> Exercise aim
Locate every line that holds the string "styles" and copy it.

--- Begin Input rows ---

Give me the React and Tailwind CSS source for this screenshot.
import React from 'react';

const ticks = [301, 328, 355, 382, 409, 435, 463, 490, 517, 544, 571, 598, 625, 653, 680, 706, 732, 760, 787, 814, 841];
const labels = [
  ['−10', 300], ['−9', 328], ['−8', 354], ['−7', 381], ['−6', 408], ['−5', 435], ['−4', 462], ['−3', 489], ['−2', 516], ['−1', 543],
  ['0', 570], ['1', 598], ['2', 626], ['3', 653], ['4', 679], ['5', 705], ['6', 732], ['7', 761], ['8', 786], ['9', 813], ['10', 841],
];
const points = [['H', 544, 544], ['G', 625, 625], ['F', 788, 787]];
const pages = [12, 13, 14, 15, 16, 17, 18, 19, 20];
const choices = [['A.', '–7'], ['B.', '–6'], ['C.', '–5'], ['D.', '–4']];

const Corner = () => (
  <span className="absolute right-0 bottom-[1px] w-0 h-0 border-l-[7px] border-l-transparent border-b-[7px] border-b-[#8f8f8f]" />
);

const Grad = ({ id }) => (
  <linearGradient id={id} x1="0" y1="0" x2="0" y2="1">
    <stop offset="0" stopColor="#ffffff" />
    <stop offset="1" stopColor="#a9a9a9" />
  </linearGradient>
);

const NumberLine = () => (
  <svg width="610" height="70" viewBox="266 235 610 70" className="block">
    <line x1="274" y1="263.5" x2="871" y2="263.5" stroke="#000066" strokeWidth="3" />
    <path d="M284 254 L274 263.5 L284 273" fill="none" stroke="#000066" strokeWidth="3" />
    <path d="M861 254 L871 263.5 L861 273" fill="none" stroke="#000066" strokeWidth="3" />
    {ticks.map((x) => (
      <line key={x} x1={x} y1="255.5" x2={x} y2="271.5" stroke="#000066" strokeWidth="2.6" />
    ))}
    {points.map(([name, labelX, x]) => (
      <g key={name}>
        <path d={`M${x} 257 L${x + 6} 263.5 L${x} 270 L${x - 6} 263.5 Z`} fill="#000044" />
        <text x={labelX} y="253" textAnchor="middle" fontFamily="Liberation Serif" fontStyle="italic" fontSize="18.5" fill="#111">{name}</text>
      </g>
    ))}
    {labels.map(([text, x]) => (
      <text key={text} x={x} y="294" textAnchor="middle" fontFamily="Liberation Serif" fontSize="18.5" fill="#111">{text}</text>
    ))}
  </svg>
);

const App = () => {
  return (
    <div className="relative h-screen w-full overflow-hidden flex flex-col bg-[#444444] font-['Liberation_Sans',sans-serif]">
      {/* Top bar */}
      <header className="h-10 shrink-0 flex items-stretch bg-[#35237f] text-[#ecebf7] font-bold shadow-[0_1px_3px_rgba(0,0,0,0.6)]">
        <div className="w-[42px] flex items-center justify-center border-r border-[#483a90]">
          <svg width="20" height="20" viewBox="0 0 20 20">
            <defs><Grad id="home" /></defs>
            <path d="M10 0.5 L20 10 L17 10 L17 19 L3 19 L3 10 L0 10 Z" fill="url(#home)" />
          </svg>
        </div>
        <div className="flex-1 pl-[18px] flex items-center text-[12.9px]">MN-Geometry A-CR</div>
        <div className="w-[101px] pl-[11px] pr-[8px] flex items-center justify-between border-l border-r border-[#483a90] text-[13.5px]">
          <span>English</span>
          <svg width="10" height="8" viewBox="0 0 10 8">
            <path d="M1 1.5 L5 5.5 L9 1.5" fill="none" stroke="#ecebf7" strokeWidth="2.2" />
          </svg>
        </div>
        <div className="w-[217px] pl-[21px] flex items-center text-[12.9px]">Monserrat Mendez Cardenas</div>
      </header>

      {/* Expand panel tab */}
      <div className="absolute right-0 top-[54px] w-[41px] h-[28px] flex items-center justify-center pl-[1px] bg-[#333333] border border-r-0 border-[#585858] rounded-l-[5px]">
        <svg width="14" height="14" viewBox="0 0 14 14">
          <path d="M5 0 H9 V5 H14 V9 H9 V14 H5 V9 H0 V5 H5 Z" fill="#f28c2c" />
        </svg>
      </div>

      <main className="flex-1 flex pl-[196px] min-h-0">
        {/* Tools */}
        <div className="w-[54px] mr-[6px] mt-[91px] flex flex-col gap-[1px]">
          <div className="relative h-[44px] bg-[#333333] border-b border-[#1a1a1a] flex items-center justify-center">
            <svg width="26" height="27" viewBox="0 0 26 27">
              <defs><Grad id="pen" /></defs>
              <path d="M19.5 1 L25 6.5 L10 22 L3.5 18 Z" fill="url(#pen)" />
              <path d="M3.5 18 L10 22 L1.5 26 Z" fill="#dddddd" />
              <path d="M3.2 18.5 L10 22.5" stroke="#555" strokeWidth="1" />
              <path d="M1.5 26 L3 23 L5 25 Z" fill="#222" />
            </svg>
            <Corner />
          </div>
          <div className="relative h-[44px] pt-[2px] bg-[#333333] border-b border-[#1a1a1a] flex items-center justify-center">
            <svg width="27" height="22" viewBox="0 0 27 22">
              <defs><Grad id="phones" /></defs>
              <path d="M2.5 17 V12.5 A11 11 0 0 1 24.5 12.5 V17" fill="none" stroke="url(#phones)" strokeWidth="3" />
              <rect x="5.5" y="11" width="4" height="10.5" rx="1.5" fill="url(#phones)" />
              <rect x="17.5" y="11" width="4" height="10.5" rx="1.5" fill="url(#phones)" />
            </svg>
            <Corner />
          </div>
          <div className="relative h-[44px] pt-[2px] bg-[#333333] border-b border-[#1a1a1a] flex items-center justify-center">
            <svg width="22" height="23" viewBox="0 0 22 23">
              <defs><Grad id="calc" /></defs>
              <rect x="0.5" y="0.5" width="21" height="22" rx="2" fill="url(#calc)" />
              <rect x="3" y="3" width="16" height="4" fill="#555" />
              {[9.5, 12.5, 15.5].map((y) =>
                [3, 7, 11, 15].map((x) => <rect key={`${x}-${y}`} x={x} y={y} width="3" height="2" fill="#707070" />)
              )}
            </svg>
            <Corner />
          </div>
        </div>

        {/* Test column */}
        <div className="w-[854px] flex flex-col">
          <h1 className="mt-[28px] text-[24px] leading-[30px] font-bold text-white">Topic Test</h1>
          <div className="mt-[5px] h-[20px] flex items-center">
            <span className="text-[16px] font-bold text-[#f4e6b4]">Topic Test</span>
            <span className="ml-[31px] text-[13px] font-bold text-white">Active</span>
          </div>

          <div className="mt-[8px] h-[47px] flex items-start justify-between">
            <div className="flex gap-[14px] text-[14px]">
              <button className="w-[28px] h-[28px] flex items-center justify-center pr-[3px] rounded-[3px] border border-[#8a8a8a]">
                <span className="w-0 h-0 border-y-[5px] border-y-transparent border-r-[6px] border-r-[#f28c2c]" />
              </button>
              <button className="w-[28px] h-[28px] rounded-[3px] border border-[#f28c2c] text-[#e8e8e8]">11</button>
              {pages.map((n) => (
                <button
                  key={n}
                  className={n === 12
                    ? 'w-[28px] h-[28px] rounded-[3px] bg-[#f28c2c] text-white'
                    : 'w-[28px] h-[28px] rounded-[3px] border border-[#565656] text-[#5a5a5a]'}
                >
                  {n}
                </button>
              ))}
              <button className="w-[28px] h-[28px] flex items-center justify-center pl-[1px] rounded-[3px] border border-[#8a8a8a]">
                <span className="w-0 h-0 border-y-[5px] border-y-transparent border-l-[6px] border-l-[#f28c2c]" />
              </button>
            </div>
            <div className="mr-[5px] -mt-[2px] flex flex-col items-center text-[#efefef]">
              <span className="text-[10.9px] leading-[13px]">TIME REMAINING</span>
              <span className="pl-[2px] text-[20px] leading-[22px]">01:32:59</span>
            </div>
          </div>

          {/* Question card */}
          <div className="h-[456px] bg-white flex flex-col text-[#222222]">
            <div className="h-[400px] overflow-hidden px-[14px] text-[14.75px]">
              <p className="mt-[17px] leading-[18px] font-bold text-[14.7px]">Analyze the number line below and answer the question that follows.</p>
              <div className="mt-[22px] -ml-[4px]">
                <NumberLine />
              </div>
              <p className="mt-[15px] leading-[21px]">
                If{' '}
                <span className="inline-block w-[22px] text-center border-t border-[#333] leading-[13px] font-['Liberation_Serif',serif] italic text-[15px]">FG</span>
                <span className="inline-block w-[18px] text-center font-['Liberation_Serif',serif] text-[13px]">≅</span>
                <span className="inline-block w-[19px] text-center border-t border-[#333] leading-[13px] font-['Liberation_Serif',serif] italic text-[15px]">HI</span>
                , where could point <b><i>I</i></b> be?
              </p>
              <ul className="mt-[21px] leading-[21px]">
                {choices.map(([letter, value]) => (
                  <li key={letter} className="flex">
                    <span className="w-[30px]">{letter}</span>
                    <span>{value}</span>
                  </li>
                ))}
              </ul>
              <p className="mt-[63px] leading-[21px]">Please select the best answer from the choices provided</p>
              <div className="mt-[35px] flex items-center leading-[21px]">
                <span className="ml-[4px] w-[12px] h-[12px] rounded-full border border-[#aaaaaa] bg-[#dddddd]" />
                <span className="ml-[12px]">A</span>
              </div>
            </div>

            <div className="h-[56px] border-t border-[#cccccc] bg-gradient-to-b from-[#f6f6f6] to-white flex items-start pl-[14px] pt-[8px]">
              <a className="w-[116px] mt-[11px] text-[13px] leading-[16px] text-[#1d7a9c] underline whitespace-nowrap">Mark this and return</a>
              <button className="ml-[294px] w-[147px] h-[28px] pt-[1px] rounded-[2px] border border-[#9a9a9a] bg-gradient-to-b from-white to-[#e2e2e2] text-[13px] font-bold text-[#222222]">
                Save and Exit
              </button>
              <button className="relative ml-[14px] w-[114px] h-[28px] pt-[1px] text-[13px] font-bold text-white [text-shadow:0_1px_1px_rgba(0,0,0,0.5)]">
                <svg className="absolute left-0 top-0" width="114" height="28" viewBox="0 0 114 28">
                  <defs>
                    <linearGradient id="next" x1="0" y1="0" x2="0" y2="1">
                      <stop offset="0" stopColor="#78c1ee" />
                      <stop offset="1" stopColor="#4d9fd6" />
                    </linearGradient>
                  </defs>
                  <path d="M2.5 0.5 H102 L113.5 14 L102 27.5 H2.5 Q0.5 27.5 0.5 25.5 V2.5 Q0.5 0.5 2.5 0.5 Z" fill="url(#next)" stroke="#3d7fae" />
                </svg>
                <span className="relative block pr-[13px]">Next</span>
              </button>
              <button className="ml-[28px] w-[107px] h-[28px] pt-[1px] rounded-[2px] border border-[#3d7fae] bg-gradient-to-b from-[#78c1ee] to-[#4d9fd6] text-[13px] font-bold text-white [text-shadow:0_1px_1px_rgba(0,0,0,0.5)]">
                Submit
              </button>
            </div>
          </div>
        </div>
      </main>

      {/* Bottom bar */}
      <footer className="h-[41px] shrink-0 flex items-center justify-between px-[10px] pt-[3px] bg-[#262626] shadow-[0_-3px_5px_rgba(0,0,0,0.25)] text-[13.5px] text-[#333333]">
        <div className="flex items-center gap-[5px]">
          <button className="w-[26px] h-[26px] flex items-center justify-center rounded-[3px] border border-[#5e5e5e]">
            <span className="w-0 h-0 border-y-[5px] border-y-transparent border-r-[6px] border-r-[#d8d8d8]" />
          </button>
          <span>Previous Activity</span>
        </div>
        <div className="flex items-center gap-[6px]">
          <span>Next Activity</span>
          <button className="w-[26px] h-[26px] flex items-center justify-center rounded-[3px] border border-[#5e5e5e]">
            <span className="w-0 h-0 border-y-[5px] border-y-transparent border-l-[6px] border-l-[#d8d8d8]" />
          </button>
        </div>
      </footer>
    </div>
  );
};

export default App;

--- End Input rows ---
--- Begin Input rows ---

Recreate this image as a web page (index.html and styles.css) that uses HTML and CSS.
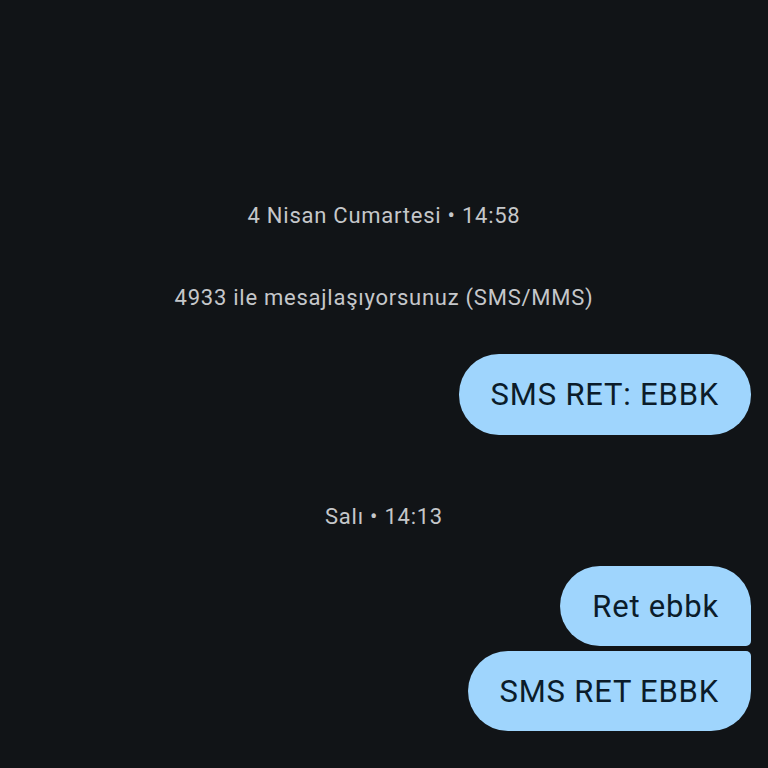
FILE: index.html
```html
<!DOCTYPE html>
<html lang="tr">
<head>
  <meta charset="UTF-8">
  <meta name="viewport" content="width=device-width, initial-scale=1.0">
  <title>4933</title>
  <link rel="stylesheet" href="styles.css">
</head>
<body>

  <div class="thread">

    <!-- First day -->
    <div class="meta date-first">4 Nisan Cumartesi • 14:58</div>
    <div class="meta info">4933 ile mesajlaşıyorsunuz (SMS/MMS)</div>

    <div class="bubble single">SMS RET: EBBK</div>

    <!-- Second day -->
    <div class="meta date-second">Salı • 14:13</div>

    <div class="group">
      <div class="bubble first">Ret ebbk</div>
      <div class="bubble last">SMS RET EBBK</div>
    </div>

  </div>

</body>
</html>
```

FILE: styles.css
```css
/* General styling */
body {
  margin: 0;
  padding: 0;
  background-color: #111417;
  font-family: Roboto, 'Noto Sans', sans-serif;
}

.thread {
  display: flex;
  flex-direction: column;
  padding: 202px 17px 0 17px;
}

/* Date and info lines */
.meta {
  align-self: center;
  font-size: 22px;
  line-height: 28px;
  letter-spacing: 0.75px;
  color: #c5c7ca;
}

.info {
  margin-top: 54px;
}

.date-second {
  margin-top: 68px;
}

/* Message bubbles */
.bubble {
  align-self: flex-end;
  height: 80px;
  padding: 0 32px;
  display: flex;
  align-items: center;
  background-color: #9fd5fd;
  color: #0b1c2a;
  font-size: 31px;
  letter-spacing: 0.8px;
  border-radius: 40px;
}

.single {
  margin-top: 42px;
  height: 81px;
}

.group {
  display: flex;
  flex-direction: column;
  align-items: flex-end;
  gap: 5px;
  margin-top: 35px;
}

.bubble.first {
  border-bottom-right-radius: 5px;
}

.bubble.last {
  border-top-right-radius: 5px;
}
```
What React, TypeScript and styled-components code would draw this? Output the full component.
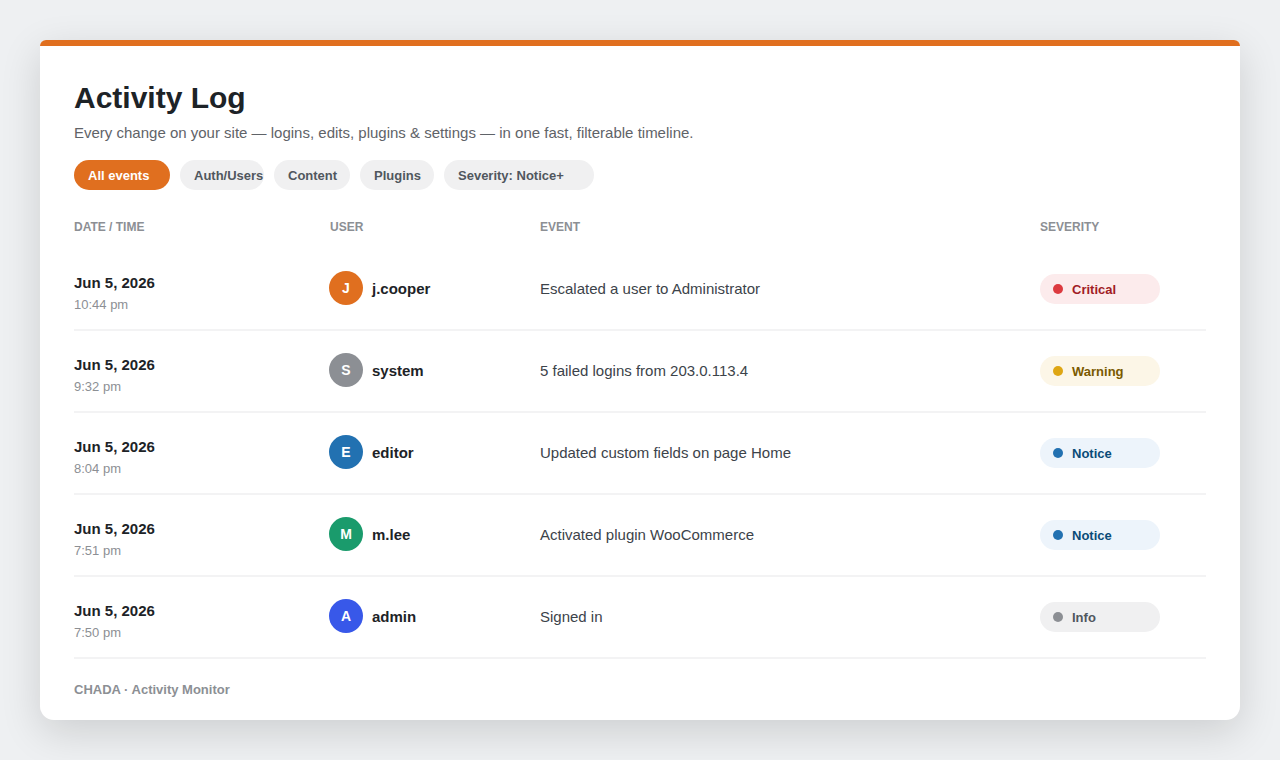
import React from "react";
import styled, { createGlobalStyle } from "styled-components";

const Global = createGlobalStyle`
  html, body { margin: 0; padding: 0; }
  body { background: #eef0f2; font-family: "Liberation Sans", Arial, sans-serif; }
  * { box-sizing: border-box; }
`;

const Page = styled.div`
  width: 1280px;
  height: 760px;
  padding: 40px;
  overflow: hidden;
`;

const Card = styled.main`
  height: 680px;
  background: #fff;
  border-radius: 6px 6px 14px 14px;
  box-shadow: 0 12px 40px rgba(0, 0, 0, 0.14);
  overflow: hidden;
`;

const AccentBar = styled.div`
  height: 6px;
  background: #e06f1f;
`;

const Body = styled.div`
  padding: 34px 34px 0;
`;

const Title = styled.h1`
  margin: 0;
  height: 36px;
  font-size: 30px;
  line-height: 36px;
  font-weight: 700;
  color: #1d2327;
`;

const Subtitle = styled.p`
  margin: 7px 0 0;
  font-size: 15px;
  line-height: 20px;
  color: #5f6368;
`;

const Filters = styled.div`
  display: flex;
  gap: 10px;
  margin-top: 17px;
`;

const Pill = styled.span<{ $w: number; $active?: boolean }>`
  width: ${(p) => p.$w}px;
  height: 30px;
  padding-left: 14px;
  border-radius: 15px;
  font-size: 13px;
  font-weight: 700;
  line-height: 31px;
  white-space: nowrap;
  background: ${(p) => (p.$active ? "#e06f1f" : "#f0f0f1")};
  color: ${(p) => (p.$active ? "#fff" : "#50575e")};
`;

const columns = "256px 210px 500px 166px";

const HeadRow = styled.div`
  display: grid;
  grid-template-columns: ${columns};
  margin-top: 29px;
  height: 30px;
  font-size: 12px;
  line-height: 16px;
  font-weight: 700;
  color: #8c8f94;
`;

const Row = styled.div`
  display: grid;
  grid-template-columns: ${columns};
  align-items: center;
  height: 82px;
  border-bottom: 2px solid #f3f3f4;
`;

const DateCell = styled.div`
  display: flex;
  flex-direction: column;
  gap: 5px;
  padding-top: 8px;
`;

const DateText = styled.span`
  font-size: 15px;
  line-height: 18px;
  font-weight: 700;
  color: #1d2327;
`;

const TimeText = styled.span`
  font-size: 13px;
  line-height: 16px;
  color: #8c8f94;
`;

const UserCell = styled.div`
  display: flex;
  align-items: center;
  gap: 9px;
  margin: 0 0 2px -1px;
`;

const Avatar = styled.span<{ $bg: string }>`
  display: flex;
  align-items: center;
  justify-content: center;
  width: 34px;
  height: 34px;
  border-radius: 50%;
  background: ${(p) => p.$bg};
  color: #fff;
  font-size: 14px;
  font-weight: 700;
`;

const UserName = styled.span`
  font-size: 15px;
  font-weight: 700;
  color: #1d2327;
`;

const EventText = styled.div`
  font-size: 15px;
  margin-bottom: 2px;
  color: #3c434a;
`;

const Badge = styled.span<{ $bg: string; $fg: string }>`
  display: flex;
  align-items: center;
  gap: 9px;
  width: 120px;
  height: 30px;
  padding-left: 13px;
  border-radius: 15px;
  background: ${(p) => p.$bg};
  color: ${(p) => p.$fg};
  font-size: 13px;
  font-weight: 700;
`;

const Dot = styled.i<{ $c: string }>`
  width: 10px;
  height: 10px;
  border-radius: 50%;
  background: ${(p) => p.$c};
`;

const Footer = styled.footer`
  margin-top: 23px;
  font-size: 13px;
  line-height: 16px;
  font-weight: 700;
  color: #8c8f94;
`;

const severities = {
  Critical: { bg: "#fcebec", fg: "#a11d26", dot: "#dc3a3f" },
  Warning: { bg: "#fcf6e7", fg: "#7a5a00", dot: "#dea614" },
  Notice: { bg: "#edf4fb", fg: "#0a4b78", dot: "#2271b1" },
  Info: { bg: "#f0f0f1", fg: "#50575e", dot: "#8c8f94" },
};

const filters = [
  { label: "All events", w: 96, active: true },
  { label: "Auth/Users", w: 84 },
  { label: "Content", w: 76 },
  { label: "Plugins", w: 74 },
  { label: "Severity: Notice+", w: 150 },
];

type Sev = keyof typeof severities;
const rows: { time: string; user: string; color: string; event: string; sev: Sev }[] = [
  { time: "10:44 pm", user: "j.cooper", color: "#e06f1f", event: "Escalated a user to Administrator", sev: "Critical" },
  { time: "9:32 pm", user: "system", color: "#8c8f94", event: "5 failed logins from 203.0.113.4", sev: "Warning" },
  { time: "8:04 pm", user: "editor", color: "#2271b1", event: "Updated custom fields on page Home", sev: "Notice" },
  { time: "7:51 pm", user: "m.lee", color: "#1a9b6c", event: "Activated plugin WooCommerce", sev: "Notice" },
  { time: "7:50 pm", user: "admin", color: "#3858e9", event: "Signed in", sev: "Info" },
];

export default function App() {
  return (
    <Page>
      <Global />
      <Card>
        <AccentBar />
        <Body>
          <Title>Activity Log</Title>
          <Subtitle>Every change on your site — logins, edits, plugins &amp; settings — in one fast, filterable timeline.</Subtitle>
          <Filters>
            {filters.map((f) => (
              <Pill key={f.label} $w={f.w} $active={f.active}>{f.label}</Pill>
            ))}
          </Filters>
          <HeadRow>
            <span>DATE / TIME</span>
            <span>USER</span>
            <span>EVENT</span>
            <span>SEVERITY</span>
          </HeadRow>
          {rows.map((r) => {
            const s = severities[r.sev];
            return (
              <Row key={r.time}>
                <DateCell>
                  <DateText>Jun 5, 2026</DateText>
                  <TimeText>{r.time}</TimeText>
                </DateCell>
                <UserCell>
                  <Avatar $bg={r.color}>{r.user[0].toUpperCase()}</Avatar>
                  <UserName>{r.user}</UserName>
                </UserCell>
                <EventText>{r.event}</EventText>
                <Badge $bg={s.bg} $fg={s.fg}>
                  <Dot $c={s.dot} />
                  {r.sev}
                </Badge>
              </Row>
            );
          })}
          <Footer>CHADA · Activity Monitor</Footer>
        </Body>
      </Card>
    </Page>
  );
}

--- End Input rows ---

> Task solution
Recreate this image as a web page (index.html and styles.css) that uses HTML and CSS.
  <link rel="stylesheet" href="styles.css">
FILE: styles.css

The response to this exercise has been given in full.